SHORT TASK
Extract word for word the lines of the listing from its start to the line holding "string; viewBox: string;", both ends kept; pictures are not part of the copy.

DATASET SECTION
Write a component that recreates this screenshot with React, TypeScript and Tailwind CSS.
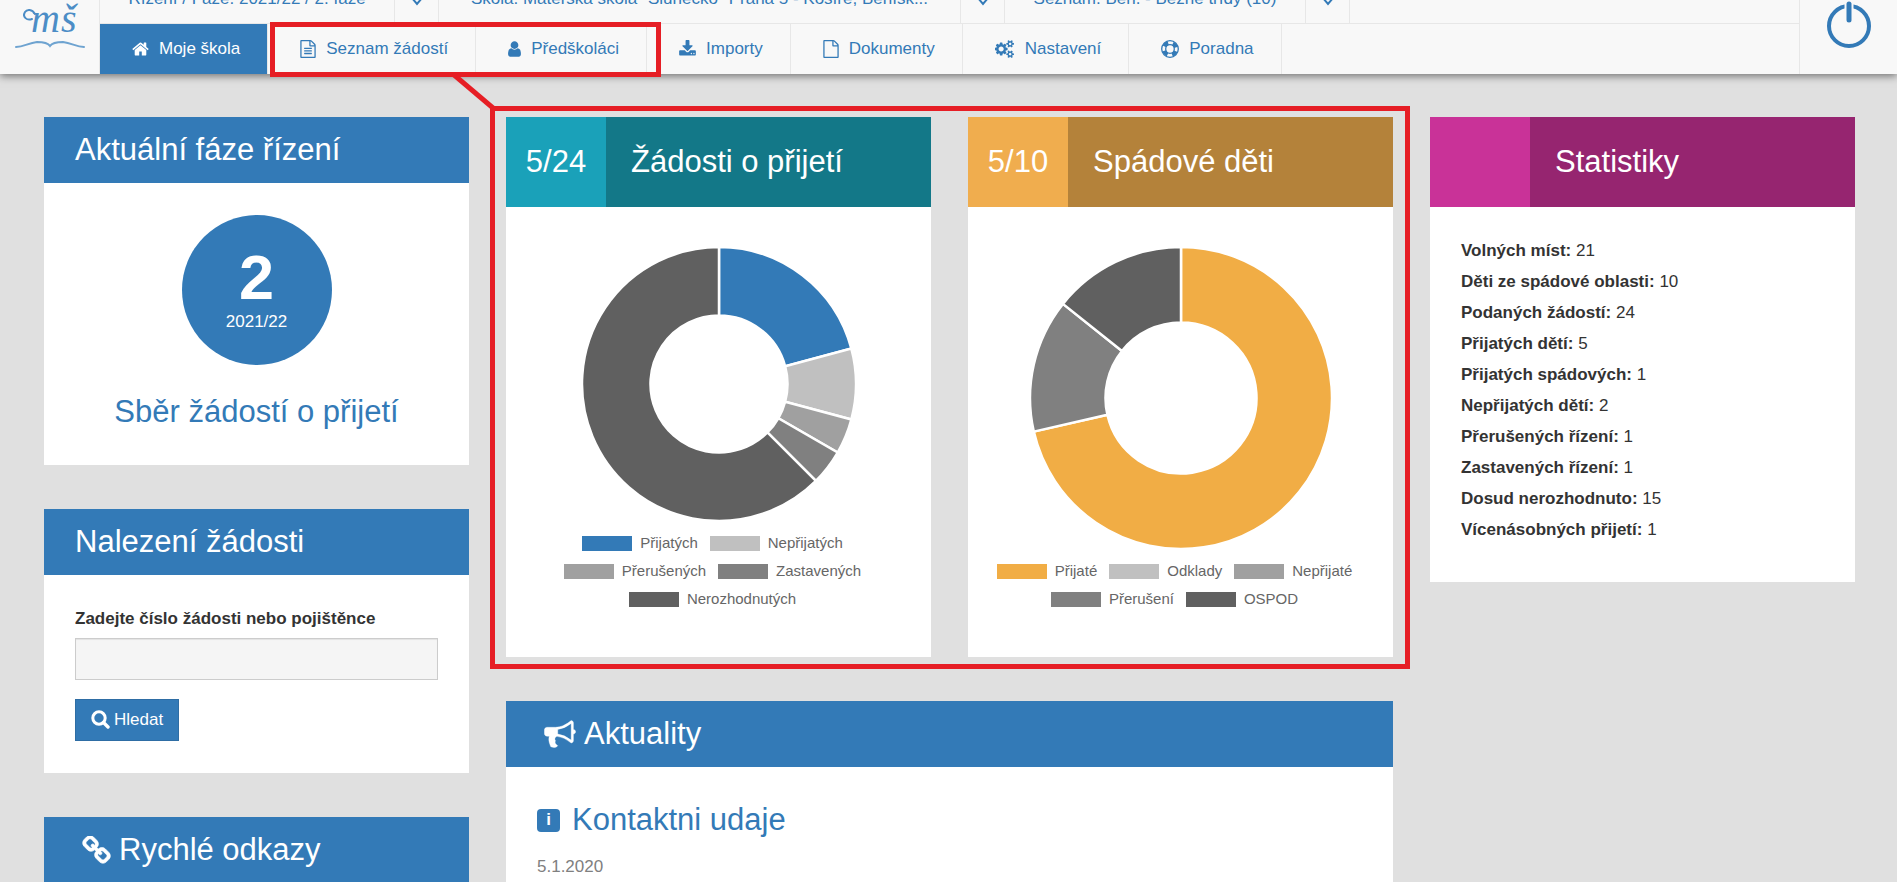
import { useId, type ReactNode } from 'react';

type IconProps = { d: string; viewBox: string; className: string };

function Icon({ d, viewBox, className }: IconProps) {
  return (
    <svg viewBox={viewBox} className={className} fill="currentColor" aria-hidden="true">
      <path d={d} />
    </svg>
  );
}

const paths = {
  home: 'M1472 992v480q0 26-19 45t-45 19h-384v-384h-256v384h-384q-26 0-45-19t-19-45v-480q0-1 .5-3t.5-3l575-474 575 474q1 2 1 6zm223-69l-62 74q-8 9-21 11h-3q-13 0-21-7l-692-577-692 577q-12 8-24 7-13-2-21-11l-62-74q-8-10-7-23.5t11-21.5l719-599q32-26 76-26t76 26l244 204v-195q0-14 9-23t23-9h192q14 0 23 9t9 23v408l219 182q10 8 11 21.5t-7 23.5z',
  fileText:
    'M1596 380q28 28 48 76t20 88v1152q0 40-28 68t-68 28h-1344q-40 0-68-28t-28-68v-1600q0-40 28-68t68-28h896q40 0 88 20t76 48zm-444-244v376h376q-10-29-22-41l-313-313q-12-12-41-22zm384 1528v-1024h-416q-40 0-68-28t-28-68v-416h-768v1536h1280zm-1024-864q0-14 9-23t23-9h704q14 0 23 9t9 23v64q0 14-9 23t-23 9h-704q-14 0-23-9t-9-23v-64zm736 224q14 0 23 9t9 23v64q0 14-9 23t-23 9h-704q-14 0-23-9t-9-23v-64q0-14 9-23t23-9h704zm0 256q14 0 23 9t9 23v64q0 14-9 23t-23 9h-704q-14 0-23-9t-9-23v-64q0-14 9-23t23-9h704z',
  file: 'M1596 380q28 28 48 76t20 88v1152q0 40-28 68t-68 28h-1344q-40 0-68-28t-28-68v-1600q0-40 28-68t68-28h896q40 0 88 20t76 48zm-444-244v376h376q-10-29-22-41l-313-313q-12-12-41-22zm384 1528v-1024h-416q-40 0-68-28t-28-68v-416h-768v1536h1280z',
  user: 'M1536 1399q0 109-62.5 187t-150.5 78h-854q-88 0-150.5-78t-62.5-187q0-85 8.5-160.5t31.5-152 58.5-131 94-89 134.5-34.5q131 128 313 128t313-128q76 0 134.5 34.5t94 89 58.5 131 31.5 152 8.5 160.5zm-256-887q0 159-112.5 271.5t-271.5 112.5-271.5-112.5-112.5-271.5 112.5-271.5 271.5-112.5 271.5 112.5 112.5 271.5z',
  download:
    'M1344 1344q0-26-19-45t-45-19-45 19-19 45 19 45 45 19 45-19 19-45zm256 0q0-26-19-45t-45-19-45 19-19 45 19 45 45 19 45-19 19-45zm128-224v320q0 40-28 68t-68 28h-1472q-40 0-68-28t-28-68v-320q0-40 28-68t68-28h465l135 136q58 56 136 56t136-56l136-136h464q40 0 68 28t28 68zm-325-569q17 41-14 70l-448 448q-18 19-45 19t-45-19l-448-448q-31-29-14-70 17-39 59-39h256v-448q0-26 19-45t45-19h256q26 0 45 19t19 45v448h256q42 0 59 39z',
  cogs: 'M832 896q0-106-75-181t-181-75-181 75-75 181 75 181 181 75 181-75 75-181zm768 512q0-52-38-90t-90-38-90 38-38 90q0 53 37.5 90.5t90.5 37.5 90.5-37.5 37.5-90.5zm0-1024q0-52-38-90t-90-38-90 38-38 90q0 53 37.5 90.5t90.5 37.5 90.5-37.5 37.5-90.5zm-384 421v185q0 10-7 19.5t-16 10.5l-155 24q-11 35-32 76 34 48 90 115 7 11 7 20 0 12-7 19-23 30-82.5 89.5t-78.5 59.5q-11 0-21-7l-115-90q-37 19-77 31-11 108-23 155-7 24-30 24h-186q-11 0-20-7.5t-10-17.5l-23-153q-34-10-75-31l-118 89q-7 7-20 7-11 0-21-8-144-133-144-160 0-9 7-19 10-14 41-53t47-61q-23-44-35-82l-152-24q-10-1-17-9.5t-7-19.5v-185q0-10 7-19.5t16-10.5l155-24q11-35 32-76-34-48-90-115-7-11-7-20 0-12 7-20 22-30 82-89t79-59q11 0 21 7l115 90q34-18 77-32 11-108 23-154 7-24 30-24h186q11 0 20 7.5t10 17.5l23 153q34 10 75 31l118-89q8-7 20-7 11 0 21 8 144 133 144 160 0 8-7 19-12 16-42 54t-45 60q23 48 34 82l152 23q10 2 17 10.5t7 19.5zm640 533v140q0 16-149 31-12 27-30 52 51 113 51 138 0 4-4 7-122 71-124 71-8 0-46-47t-52-68q-20 2-30 2t-30-2q-14 21-52 68t-46 47q-2 0-124-71-4-3-4-7 0-25 51-138-18-25-30-52-149-15-149-31v-140q0-16 149-31 13-29 30-52-51-113-51-138 0-4 4-7 4-2 35-20t59-34 30-16q8 0 46 46.5t52 67.5q20-2 30-2t30 2q51-71 92-112l6-2q4 0 124 70 4 3 4 7 0 25-51 138 17 23 30 52 149 15 149 31zm0-1024v140q0 16-149 31-12 27-30 52 51 113 51 138 0 4-4 7-122 71-124 71-8 0-46-47t-52-68q-20 2-30 2t-30-2q-14 21-52 68t-46 47q-2 0-124-71-4-3-4-7 0-25 51-138-18-25-30-52-149-15-149-31v-140q0-16 149-31 13-29 30-52-51-113-51-138 0-4 4-7 4-2 35-20t59-34 30-16q8 0 46 46.5t52 67.5q20-2 30-2t30 2q51-71 92-112l6-2q4 0 124 70 4 3 4 7 0 25-51 138 17 23 30 52 149 15 149 31z',
  chain:
    'M1520 1216q0-40-28-68l-208-208q-28-28-68-28-42 0-72 32 3 3 19 18.5t21.5 21.5 15 19 13 25.5 3.5 27.5q0 40-28 68t-68 28q-15 0-27.5-3.5t-25.5-13-19-15-21.5-21.5-18.5-19q-33 31-33 73 0 40 28 68l206 207q27 27 68 27 40 0 68-26l147-146q28-28 28-67zm-703-705q0-40-28-68l-206-207q-28-28-68-28-39 0-68 27l-147 146q-28 28-28 67 0 40 28 68l208 208q27 27 68 27 42 0 72-31-3-3-19-18.5t-21.5-21.5-15-19-13-25.5-3.5-27.5q0-40 28-68t68-28q15 0 27.5 3.5t25.5 13 19 15 21.5 21.5 18.5 19q33-31 33-73zm895 705q0 120-85 203l-147 146q-83 83-203 83-121 0-204-85l-206-207q-83-83-83-203 0-123 88-209l-88-88q-86 88-208 88-120 0-204-84l-208-208q-84-84-84-204t85-203l147-146q83-83 203-83 121 0 204 85l206 207q83 83 83 203 0 123-88 209l88 88q86-88 208-88 120 0 204 84l208 208q84 84 84 204z',
  bullhorn:
    'M1664 640q53 0 90.5 37.5t37.5 90.5-37.5 90.5-90.5 37.5v384q0 52-38 90t-90 38q-417-347-812-380-58 19-91 66t-31 100.5 40 92.5q-20 33-23 65.5t6 58 33.5 55 48 50 61.5 50.5q-29 58-111.5 83t-168.5 11.5-132-55.5q-7-23-29.5-87.5t-32-94.5-23-89-15-101 3.5-98.5 22-110.5h-122q-66 0-113-47t-47-113v-192q0-66 47-113t113-47h480q435 0 896-384 52 0 90 38t38 90v384zm-128 604v-954q-394 302-768 343v270q377 42 768 341z',
};

function LifeRing() {
  return (
    <svg viewBox="0 0 36 36" className="h-[18px] w-[18px]" fill="none" stroke="currentColor" aria-hidden="true">
      <circle cx="18" cy="18" r="16.6" strokeWidth="2.6" />
      <circle cx="18" cy="18" r="8.6" strokeWidth="2.6" />
      <circle
        cx="18"
        cy="18"
        r="12.5"
        strokeWidth="8"
        pathLength="8"
        strokeDasharray="1 1"
        strokeDashoffset="-0.5"
      />
    </svg>
  );
}

const navItems = [
  { label: 'Moje škola', icon: <Icon d={paths.home} viewBox="64 0 1664 1792" className="h-[18px] w-[17px]" />, active: true },
  { label: 'Seznam žádostí', icon: <Icon d={paths.fileText} viewBox="128 0 1536 1792" className="h-[18px] w-4" /> },
  { label: 'Předškoláci', icon: <Icon d={paths.user} viewBox="256 0 1280 1792" className="h-[18px] w-[13px]" /> },
  { label: 'Importy', icon: <Icon d={paths.download} viewBox="64 0 1664 1792" className="h-[18px] w-[17px]" /> },
  { label: 'Dokumenty', icon: <Icon d={paths.file} viewBox="128 0 1536 1792" className="h-[18px] w-4" /> },
  { label: 'Nastavení', icon: <Icon d={paths.cogs} viewBox="0 0 1920 1792" className="h-[18px] w-5" /> },
  { label: 'Poradna', icon: <LifeRing /> },
];

const contexts = [
  { label: 'Řízení / Fáze: 2021/22 / 2. fáze', width: 'min-w-[295px]' },
  { label: 'Škola: Mateřská škola "Slunečko" Praha 5 - Košíře, Beníšk...', width: 'min-w-[522px]' },
  { label: 'Seznam: Ben. - Běžné třídy (10)', width: 'min-w-[301px]' },
];

const requestSlices = [
  { label: 'Přijatých', value: 5, color: '#337ab7' },
  { label: 'Nepřijatých', value: 2, color: '#c0c0c0' },
  { label: 'Přerušených', value: 1, color: '#a0a0a0' },
  { label: 'Zastavených', value: 1, color: '#808080' },
  { label: 'Nerozhodnutých', value: 15, color: '#606060' },
];

const districtSlices = [
  { label: 'Přijaté', value: 5, color: '#f1ad45' },
  { label: 'Odklady', value: 0, color: '#c0c0c0' },
  { label: 'Nepřijaté', value: 0, color: '#a0a0a0' },
  { label: 'Přerušení', value: 1, color: '#808080' },
  { label: 'OSPOD', value: 1, color: '#606060' },
];

const stats = [
  ['Volných míst', 21],
  ['Děti ze spádové oblasti', 10],
  ['Podaných žádostí', 24],
  ['Přijatých dětí', 5],
  ['Přijatých spádových', 1],
  ['Nepřijatých dětí', 2],
  ['Přerušených řízení', 1],
  ['Zastavených řízení', 1],
  ['Dosud nerozhodnuto', 15],
  ['Vícenásobných přijetí', 1],
];

function Header() {
  return (
    <header className="relative z-10 flex h-[74px] bg-[#f8f8f8] shadow-[0_2px_8px_rgba(0,0,0,0.5)]">
      <a href="#domu" aria-label="MŠ" className="w-[100px] shrink-0 border-r border-[#e7e7e7]">
        <svg
          viewBox="0 0 99 74"
          className="h-[74px] w-[99px] overflow-visible"
          fill="none"
          stroke="#4c8dc6"
          strokeLinecap="round"
        >
          <text
            y="32"
            fontSize="40"
            fontStyle="italic"
            fontFamily="'Liberation Serif', serif"
            fill="#4c8dc6"
            stroke="none"
          >
            <tspan x="31">m</tspan>
            <tspan x="61">š</tspan>
          </text>
          <path d="M32 19c-5 2-10-2-7-7 2-3 7-3 10 2" strokeWidth="2" />
          <path
            d="M16 47c8 0 12-4 21-5 6 0 11 1 13 4 2-3 7-4 13-4 9 1 13 5 21 5"
            strokeWidth="2"
            stroke="#6ea3d0"
          />
        </svg>
      </a>

      <div className="flex min-w-0 flex-1 flex-col justify-end overflow-hidden">
        <div className="flex h-[50px] shrink-0 border-b border-[#e7e7e7]">
          {contexts.map(({ label, width }) => (
            <div key={label} className="flex">
              <a
                href="#kontext"
                className={`flex items-center justify-center border-r border-[#e7e7e7] px-6 whitespace-nowrap ${width}`}
              >
                {label}
              </a>
              <button type="button" aria-label="Vybrat" className="flex w-11 items-center justify-center border-r border-[#e7e7e7]">
                <svg viewBox="0 0 12 14" className="h-[14px] w-3" fill="none" stroke="currentColor" strokeWidth="2">
                  <path d="M1 6l5 6 5-6" />
                </svg>
              </button>
            </div>
          ))}
        </div>
        <nav className="flex h-[50px] shrink-0">
          {navItems.map(({ label, icon, active }) => (
            <a
              key={label}
              href="#menu"
              className={`flex items-center gap-[10px] border-r border-[#e7e7e7] pr-[27px] pl-8 whitespace-nowrap ${
                active ? 'bg-[#337ab7] text-white' : ''
              }`}
            >
              {icon}
              {label}
            </a>
          ))}
        </nav>
      </div>

      <button type="button" aria-label="Odhlásit" className="flex w-[98px] shrink-0 justify-center border-l border-[#e7e7e7]">
        <svg viewBox="0 0 46 50" className="h-[50px] w-[46px]" fill="none" stroke="currentColor">
          <circle cx="23" cy="26" r="20" strokeWidth="4" />
          <path d="M23 4v16" stroke="#f8f8f8" strokeWidth="9" />
          <path d="M23 4v16" strokeWidth="5" strokeLinecap="round" />
        </svg>
      </button>
    </header>
  );
}

function Panel({ title, icon, children }: { title: string; icon?: ReactNode; children?: ReactNode }) {
  return (
    <section className="bg-white">
      <h2
        className={`flex items-center gap-2 bg-[#337ab7] py-4 pr-[31px] text-[31px] leading-[34px] text-white ${
          icon ? 'pl-[38px]' : 'pl-[31px]'
        }`}
      >
        {icon}
        {title}
      </h2>
      {children}
    </section>
  );
}

type CountPanelProps = { count?: string; title: string; light: string; dark: string; children: ReactNode };

function CountPanel({ count, title, light, dark, children }: CountPanelProps) {
  return (
    <section className="bg-white">
      <header className="flex h-[90px] text-[31px] leading-[34px] text-white">
        <div className={`flex w-[100px] shrink-0 items-center justify-center ${light}`}>{count}</div>
        <h2 className={`flex flex-1 items-center pl-[25px] ${dark}`}>{title}</h2>
      </header>
      {children}
    </section>
  );
}

type Slice = { label: string; value: number; color: string };

function Doughnut({ slices, radius }: { slices: Slice[]; radius: number }) {
  const total = slices.reduce((sum, s) => sum + s.value, 0);
  const inner = radius / 2;
  const size = radius * 2;
  const point = (r: number, turn: number) => {
    const a = turn * 2 * Math.PI - Math.PI / 2;
    return `${radius + r * Math.cos(a)} ${radius + r * Math.sin(a)}`;
  };
  let from = 0;

  return (
    <div className="px-6 pt-10 pb-11">
      <svg viewBox={`0 0 ${size} ${size}`} width={size} height={size} className="mx-auto block" role="img">
        {slices
          .filter((s) => s.value > 0)
          .map((s) => {
            const start = from;
            const end = from + s.value / total;
            from = end;
            const large = end - start > 0.5 ? 1 : 0;
            return (
              <path
                key={s.label}
                fill={s.color}
                stroke="#fff"
                strokeWidth="2.5"
                d={`M${point(radius, start)}A${radius} ${radius} 0 ${large} 1 ${point(radius, end)}L${point(inner, end)}A${inner} ${inner} 0 ${large} 0 ${point(inner, start)}Z`}
              />
            );
          })}
      </svg>
      <ul className="mt-2 flex flex-wrap justify-center text-[15px] leading-7 text-[#666]">
        {slices.map((s) => (
          <li key={s.label} className="flex items-center gap-2 pr-3">
            <span className="h-[15px] w-[50px]" style={{ backgroundColor: s.color }} />
            {s.label}
          </li>
        ))}
      </ul>
    </div>
  );
}

function SearchForm() {
  const id = useId();
  return (
    <form className="flex flex-col items-start px-[31px] py-8" onSubmit={(e) => e.preventDefault()}>
      <label htmlFor={id} className="font-bold text-[#333]">
        Zadejte číslo žádosti nebo pojištěnce
      </label>
      <input
        id={id}
        type="text"
        className="mt-[7px] h-[42px] w-full border border-[#ccc] bg-[#f5f5f5] px-4 shadow-[inset_0_1px_1px_rgba(0,0,0,0.075)]"
      />
      <button
        type="submit"
        className="mt-[19px] flex h-[42px] items-center gap-1 border border-[#2e6da4] bg-[#337ab7] px-[15px] text-white"
      >
        <svg viewBox="0 0 19 21" className="h-[21px] w-[19px]" fill="none" stroke="currentColor" strokeWidth="3">
          <circle cx="8" cy="8" r="6.2" />
          <path d="M12.5 12.5l4.5 4.5" strokeWidth="3.4" strokeLinecap="round" />
        </svg>
        Hledat
      </button>
    </form>
  );
}

export default function App() {
  return (
    <div className="relative min-h-screen bg-[#e0e0e0] font-['Liberation_Sans',Arial,sans-serif] text-[17px] leading-6 text-[#337ab7]">
      <Header />

      <main className="grid grid-cols-4 items-start gap-x-[37px] pt-[43px] pr-[42px] pl-[44px]">
        <div className="flex flex-col gap-11">
          <Panel title="Aktuální fáze řízení">
            <div className="flex flex-col items-center px-[31px] pt-8 pb-9">
              <div className="flex h-[150px] w-[150px] flex-col items-center rounded-full bg-[#337ab7] pt-[29px] text-white">
                <strong className="text-[63px] leading-[66px]">2</strong>
                <span>2021/22</span>
              </div>
              <p className="mt-[30px] text-[31px] leading-[34px]">Sběr žádostí o přijetí</p>
            </div>
          </Panel>
          <Panel title="Nalezení žádosti">
            <SearchForm />
          </Panel>
          <Panel
            title="Rychlé odkazy"
            icon={
              <Icon
                d={paths.chain}
                viewBox="40 40 1712 1712"
                className="h-[29px] w-[29px] stroke-current stroke-[40]"
              />
            }
          />
        </div>

        <div className="col-span-2 flex flex-col gap-11">
          <div className="relative grid grid-cols-2 gap-x-[37px]">
            <CountPanel count="5/24" title="Žádosti o přijetí" light="bg-[#1aa1b9]" dark="bg-[#137888]">
              <Doughnut slices={requestSlices} radius={137} />
            </CountPanel>
            <CountPanel count="5/10" title="Spádové děti" light="bg-[#f0ad4e]" dark="bg-[#b4823a]">
              <Doughnut slices={districtSlices} radius={151} />
            </CountPanel>
            <div className="pointer-events-none absolute -top-[11px] -right-[17px] -bottom-3 -left-4 border-5 border-[#e61e25]" />
          </div>

          <Panel
            title="Aktuality"
            icon={<Icon d={paths.bullhorn} viewBox="-20 -20 1832 1832" className="h-8 w-8 stroke-current stroke-[20]" />}
          >
            <article className="px-[31px] pt-9 pb-8">
              <h3 className="flex items-center gap-3 text-[31px] leading-[34px]">
                <span className="flex h-[23px] w-[23px] items-center justify-center rounded bg-[#337ab7] text-[17px] font-bold text-white">
                  i
                </span>
                Kontaktni udaje
              </h3>
              <p className="mt-[18px] text-[#808080]">5.1.2020</p>
            </article>
          </Panel>
        </div>

        <CountPanel title="Statistiky" light="bg-[#c93298]" dark="bg-[#962570]">
          <ul className="px-[31px] pt-7 pb-[37px] leading-[31px] text-[#333]">
            {stats.map(([label, value]) => (
              <li key={label}>
                <strong>{label}:</strong> {value}
              </li>
            ))}
          </ul>
        </CountPanel>
      </main>

      {/* highlight around the two tabs, joined to the charts */}
      <div className="pointer-events-none absolute top-[22px] left-[270px] z-20 h-[55px] w-[391px] border-5 border-[#e61e25]" />
      <svg
        viewBox="0 0 44 36"
        className="pointer-events-none absolute top-[73px] left-[451px] z-20 h-9 w-11"
        stroke="#e61e25"
        strokeWidth="5"
      >
        <path d="M2 1l40 34" />
      </svg>
    </div>
  );
}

TASK RESULT
Write a component that recreates this screenshot with React, TypeScript and Tailwind CSS.
import { useId, type ReactNode } from 'react';

type IconProps = { d: string; viewBox: string; className: string };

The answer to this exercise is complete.